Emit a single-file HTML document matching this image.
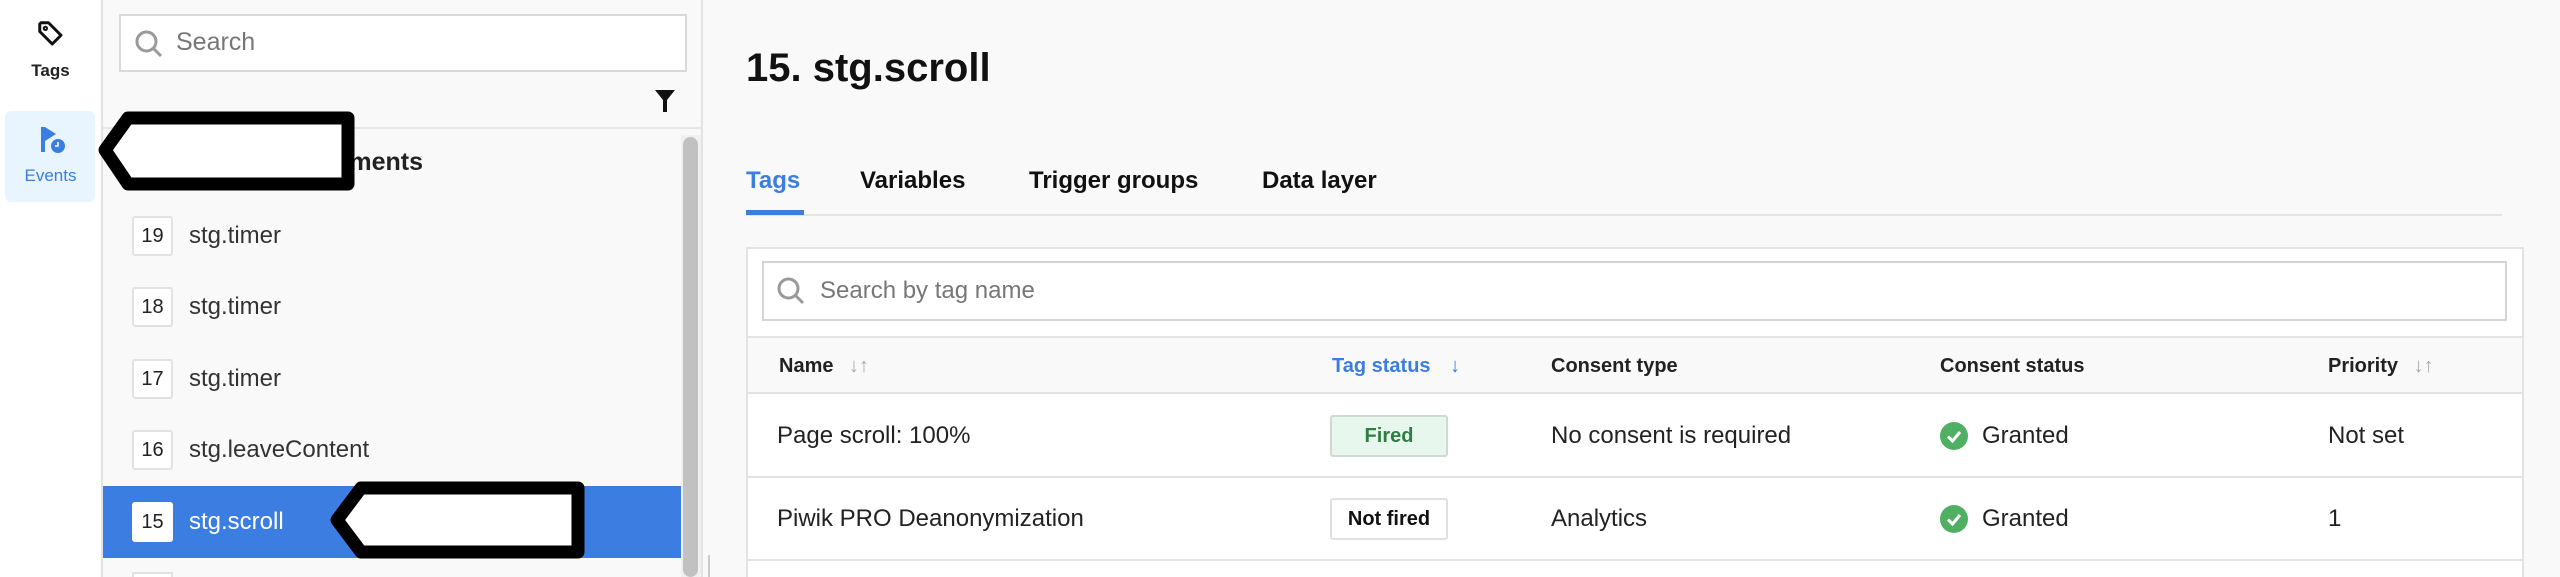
<!DOCTYPE html>
<html style="width:2560px;height:577px;overflow:hidden"><head><meta charset="utf-8"><style>
*{box-sizing:border-box;margin:0;padding:0}
body{width:2560px;height:577px;overflow:hidden;background:#f9f9f9;font-family:"Liberation Sans",sans-serif;color:#1a1a1a;position:relative}
.abs{position:absolute}
.nav{left:0;top:0;width:103px;height:577px;background:#fff;border-right:2px solid #e3e3e3}
.side{left:103px;top:0;width:600px;height:577px;background:#f9f9f9;border-right:2px solid #e3e3e3;overflow:hidden}
.item{position:absolute;left:0;width:578px;height:72px;display:flex;align-items:center;font-size:24px;color:#333}
.num{width:41px;height:40px;border:2px solid #e2e2e2;background:#fff;border-radius:3px;margin-left:29px;margin-right:16px;display:flex;align-items:center;justify-content:center;font-size:20px;color:#222}
.th{position:absolute;top:338px;height:56px;line-height:56px;font-size:20px;font-weight:bold;color:#222}
.td{position:absolute;font-size:24px;color:#222}
</style></head><body>
<div class="abs nav">
  <svg class="abs" style="left:36px;top:19px" width="30" height="30" viewBox="0 0 24 24" fill="none" stroke="#111" stroke-width="2.4" stroke-linejoin="round"><path d="M3 4 L3 10 L13 20 L20 13 L10 3 L4 3 Z"/><circle cx="7.5" cy="7.5" r="1.3" stroke-width="1.6"/></svg>
  <div class="abs" style="left:0;width:101px;top:61px;text-align:center;font-size:17px;font-weight:bold;color:#222">Tags</div>
  <div class="abs" style="left:5px;top:111px;width:90px;height:91px;background:#e8f4fe;border-radius:6px"></div>
  <svg class="abs" style="left:38px;top:125px" width="30" height="30" viewBox="0 0 30 30"><rect x="3" y="2" width="4" height="25" fill="#3b7de0"/><path d="M7 2 L18 9 L7 16 Z" fill="#3b7de0"/><circle cx="20" cy="21" r="7" fill="#3b7de0"/><path d="M20 17 V21 H17" stroke="#fff" stroke-width="1.6" fill="none"/></svg>
  <div class="abs" style="left:0;width:101px;top:166px;text-align:center;font-size:17px;color:#3b7de0">Events</div>
</div>
<div class="abs side">
  <div class="abs" style="left:16px;top:14px;width:568px;height:58px;background:#fff;border:2px solid #d9d9d9"></div>
  <svg class="abs" style="left:31px;top:29px" width="30" height="30" viewBox="0 0 30 30" fill="none" stroke="#9a9a9a" stroke-width="3"><circle cx="12.5" cy="12.5" r="9.5"/><path d="M19.5 19.5 L27 27"/></svg>
  <div class="abs" style="left:73px;top:28px;font-size:25px;color:#777">Search</div>
  <svg class="abs" style="left:551px;top:89px" width="22" height="24" viewBox="0 0 22 24"><path d="M1 1 H21 L13 11 V23 H9 V11 Z" fill="#111"/></svg>
  <div class="abs" style="left:0;top:127px;width:598px;height:2px;background:#e6e6e6"></div>
  <div class="abs" style="left:578px;top:135px;width:20px;height:442px;background:#f0f0f0"></div>
  <div class="abs" style="left:580px;top:137px;width:15px;height:440px;background:#c1c1c1;border-radius:8px"></div>
  <div class="abs" style="left:0;width:320px;text-align:right;top:148px;font-size:25px;font-weight:bold;color:#222">Events and moments</div>
  <div class="item" style="top:200px"><div class="num">19</div>stg.timer</div>
  <div class="item" style="top:271px"><div class="num">18</div>stg.timer</div>
  <div class="item" style="top:343px"><div class="num">17</div>stg.timer</div>
  <div class="item" style="top:414px"><div class="num">16</div>stg.leaveContent</div>
  <div class="item" style="top:486px;background:#3b7de0;color:#fff"><div class="num" style="border-color:#fff">15</div>stg.scroll</div>
  <div class="abs" style="left:29px;top:572px;width:41px;height:5px;border:2px solid #e2e2e2;border-bottom:none;background:#fff"></div>
</div>
<div class="abs" style="left:708px;top:555px;width:2px;height:22px;background:#ccc"></div>
<svg class="abs" style="left:0;top:0" width="700" height="577">
  <path d="M105 150 L128 118 H348 V184 H128 Z" fill="#fff" stroke="#000" stroke-width="13" stroke-linejoin="round"/>
  <path d="M337 520 L361 488 H578 V552 H361 Z" fill="#fff" stroke="#000" stroke-width="13" stroke-linejoin="round"/>
</svg>
<div class="abs" style="left:746px;top:46px;font-size:40px;font-weight:bold;color:#111">15. stg.scroll</div>
<div class="abs" style="left:746px;top:167px;font-size:24px;font-weight:bold;color:#3b7de0">Tags</div>
<div class="abs" style="left:860px;top:167px;font-size:24px;font-weight:bold;color:#111">Variables</div>
<div class="abs" style="left:1029px;top:167px;font-size:24px;font-weight:bold;color:#111">Trigger groups</div>
<div class="abs" style="left:1262px;top:167px;font-size:24px;font-weight:bold;color:#111">Data layer</div>
<div class="abs" style="left:746px;top:214px;width:1756px;height:2px;background:#e3e3e3"></div>
<div class="abs" style="left:746px;top:210px;width:58px;height:5px;background:#3b7de0"></div>
<div class="abs" style="left:746px;top:247px;width:1778px;height:330px;background:#fff;border:2px solid #e3e3e3;border-bottom:none"></div>
<div class="abs" style="left:762px;top:261px;width:1745px;height:60px;background:#fff;border:2px solid #d4d4d4"></div>
<svg class="abs" style="left:776px;top:276px" width="30" height="30" viewBox="0 0 30 30" fill="none" stroke="#9a9a9a" stroke-width="3"><circle cx="12.5" cy="12.5" r="9.5"/><path d="M19.5 19.5 L27 27"/></svg>
<div class="abs" style="left:820px;top:277px;font-size:24px;color:#777">Search by tag name</div>
<div class="abs" style="left:748px;top:336px;width:1774px;height:58px;background:#f9f9f9;border-top:2px solid #e3e3e3;border-bottom:2px solid #e3e3e3"></div>
<div class="th" style="left:779px">Name <span style="color:#aaa;font-weight:normal;margin-left:10px">↓↑</span></div>
<div class="th" style="left:1332px;color:#3b7de0">Tag status <span style="margin-left:14px">↓</span></div>
<div class="th" style="left:1551px">Consent type</div>
<div class="th" style="left:1940px">Consent status</div>
<div class="th" style="left:2328px">Priority <span style="color:#aaa;font-weight:normal;margin-left:10px">↓↑</span></div>
<div class="abs" style="left:748px;top:476px;width:1774px;height:2px;background:#e3e3e3"></div>
<div class="abs" style="left:748px;top:559px;width:1774px;height:2px;background:#e3e3e3"></div>
<div class="td" style="left:777px;top:422px">Page scroll: 100%</div>
<div class="abs" style="left:1330px;top:415px;width:118px;height:42px;background:#e7f7ed;border:2px solid #cfd8d2;border-radius:3px;text-align:center;line-height:38px;font-size:20px;font-weight:bold;color:#2e7d43">Fired</div>
<div class="td" style="left:1551px;top:422px">No consent is required</div>
<svg class="abs" style="left:1940px;top:422px" width="28" height="28" viewBox="0 0 28 28"><circle cx="14" cy="14" r="14" fill="#4fb064"/><path d="M8 14.5 L12.5 19 L20 10" stroke="#fff" stroke-width="3" fill="none"/></svg>
<div class="td" style="left:1982px;top:422px">Granted</div>
<div class="td" style="left:2328px;top:422px">Not set</div>
<div class="td" style="left:777px;top:505px">Piwik PRO Deanonymization</div>
<div class="abs" style="left:1330px;top:498px;width:118px;height:42px;background:#fff;border:2px solid #e0e0e0;border-radius:3px;text-align:center;line-height:38px;font-size:20px;font-weight:bold;color:#111">Not fired</div>
<div class="td" style="left:1551px;top:505px">Analytics</div>
<svg class="abs" style="left:1940px;top:505px" width="28" height="28" viewBox="0 0 28 28"><circle cx="14" cy="14" r="14" fill="#4fb064"/><path d="M8 14.5 L12.5 19 L20 10" stroke="#fff" stroke-width="3" fill="none"/></svg>
<div class="td" style="left:1982px;top:505px">Granted</div>
<div class="td" style="left:2328px;top:505px">1</div>
</body></html>
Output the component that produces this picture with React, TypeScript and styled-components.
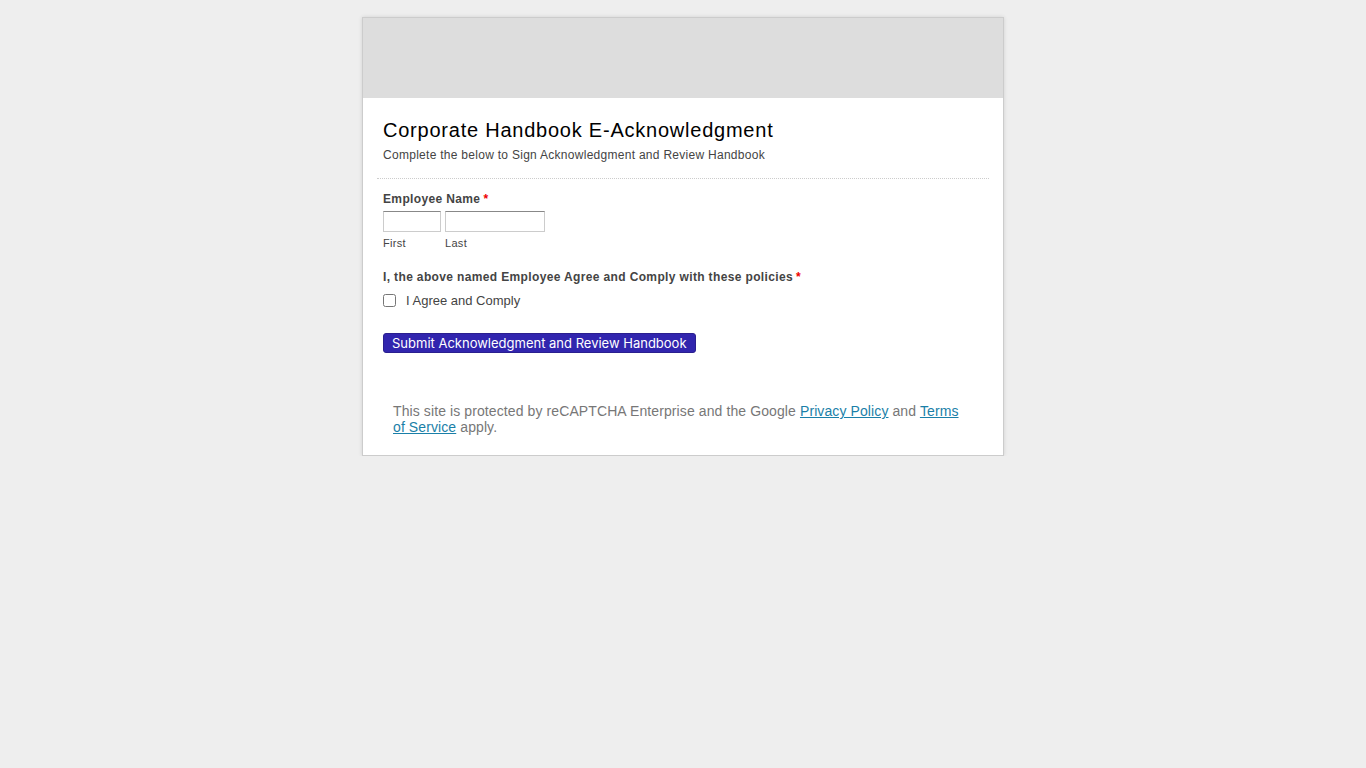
import React from "react";
import styled, { createGlobalStyle } from "styled-components";

const GlobalStyle = createGlobalStyle`
  html, body {
    margin: 0;
    padding: 0;
    background: #eeeeee;
    font-family: "Liberation Sans", Arial, sans-serif;
    color: #444;
  }
`;

const Card = styled.div`
  width: 640px;
  margin: 17px auto 0;
  background: #fff;
  border: 1px solid #cccccc;
  box-shadow: 0 0 4px rgba(0, 0, 0, 0.12);
`;

const Banner = styled.div`
  height: 80px;
  background: #dddddd;
`;

const Section = styled.div`
  padding: 18px 14px 0;
`;

const Heading = styled.div`
  padding: 0 6px 15px;
  border-bottom: 1px dotted #cccccc;
`;

const Title = styled.h1`
  margin: 0;
  font-size: 20px;
  line-height: 28px;
  font-weight: normal;
  color: #000;
  letter-spacing: 0.77px;
`;

const Subtitle = styled.div`
  margin-top: 3px;
  font-size: 12px;
  line-height: 16px;
  color: #444;
  letter-spacing: 0.28px;
`;

const Field = styled.div<{ $top: number }>`
  padding: 0 6px;
  margin-top: ${(p) => p.$top}px;
`;

const Label = styled.div`
  font-size: 12px;
  font-weight: bold;
  line-height: 16px;
  color: #444;
  letter-spacing: 0.36px;
  margin-bottom: 4px;
`;

const Req = styled.span`
  color: #e00;
  margin-left: 3px;
`;

const NameRow = styled.div`
  display: flex;
  gap: 4px;
`;

const NamePart = styled.div`
  display: flex;
  flex-direction: column;
`;

const TextInput = styled.input<{ $w: number }>`
  box-sizing: border-box;
  width: ${(p) => p.$w}px;
  height: 21px;
  margin: 0;
  border: 1px solid #cccccc;
  border-top-color: #888;
  padding: 0 3px;
  font: inherit;
`;

const SubLabel = styled.label`
  font-size: 11px;
  line-height: 14px;
  margin-top: 4px;
  color: #444;
  letter-spacing: 0.3px;
`;

const CheckRow = styled.label`
  display: flex;
  align-items: center;
  gap: 10px;
  font-size: 13px;
  color: #444;
  margin-top: 8px;

  input {
    margin: 0;
    width: 13px;
    height: 13px;
  }
`;

const SubmitButton = styled.button`
  display: block;
  height: 20px;
  padding: 0 8px;
  background: #3125ae;
  color: #fff;
  border: 1px solid #2a1f8f;
  border-radius: 3px;
  font-family: Inter, "Liberation Sans", sans-serif;
  font-size: 13px;
  line-height: 18px;
`;

const Recaptcha = styled.div`
  padding: 50px 30px 20px;
  font-size: 14px;
  line-height: 16px;
  color: #777;
  letter-spacing: 0.1px;

  a {
    color: #1a7fa8;
    text-decoration: underline;
  }
`;

export default function App() {
  return (
    <>
      <GlobalStyle />
      <Card>
        <Banner />
        <Section>
          <Heading>
            <Title>Corporate Handbook E-Acknowledgment</Title>
            <Subtitle>Complete the below to Sign Acknowledgment and Review Handbook</Subtitle>
          </Heading>
          <Field $top={12}>
            <Label>
              Employee Name<Req>*</Req>
            </Label>
            <NameRow>
              <NamePart>
                <TextInput $w={58} type="text" />
                <SubLabel>First</SubLabel>
              </NamePart>
              <NamePart>
                <TextInput $w={100} type="text" />
                <SubLabel>Last</SubLabel>
              </NamePart>
            </NameRow>
          </Field>
          <Field $top={19}>
            <Label>
              I, the above named Employee Agree and Comply with these policies<Req>*</Req>
            </Label>
            <CheckRow>
              <input type="checkbox" />
              I Agree and Comply
            </CheckRow>
          </Field>
          <Field $top={25}>
            <SubmitButton type="button">Submit Acknowledgment and Review Handbook</SubmitButton>
          </Field>
        </Section>
        <Recaptcha>
          This site is protected by reCAPTCHA Enterprise and the Google <a href="#">Privacy Policy</a> and{" "}
          <a href="#">Terms of Service</a> apply.
        </Recaptcha>
      </Card>
    </>
  );
}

☆ ☆ ☆

To do:
Look over the listing above. Pick out and copy every line that includes "with".

Response to the task:
Output the component that produces this picture with React, TypeScript and styled-components.
              I, the above named Employee Agree and Comply with these policies<Req>*</Req>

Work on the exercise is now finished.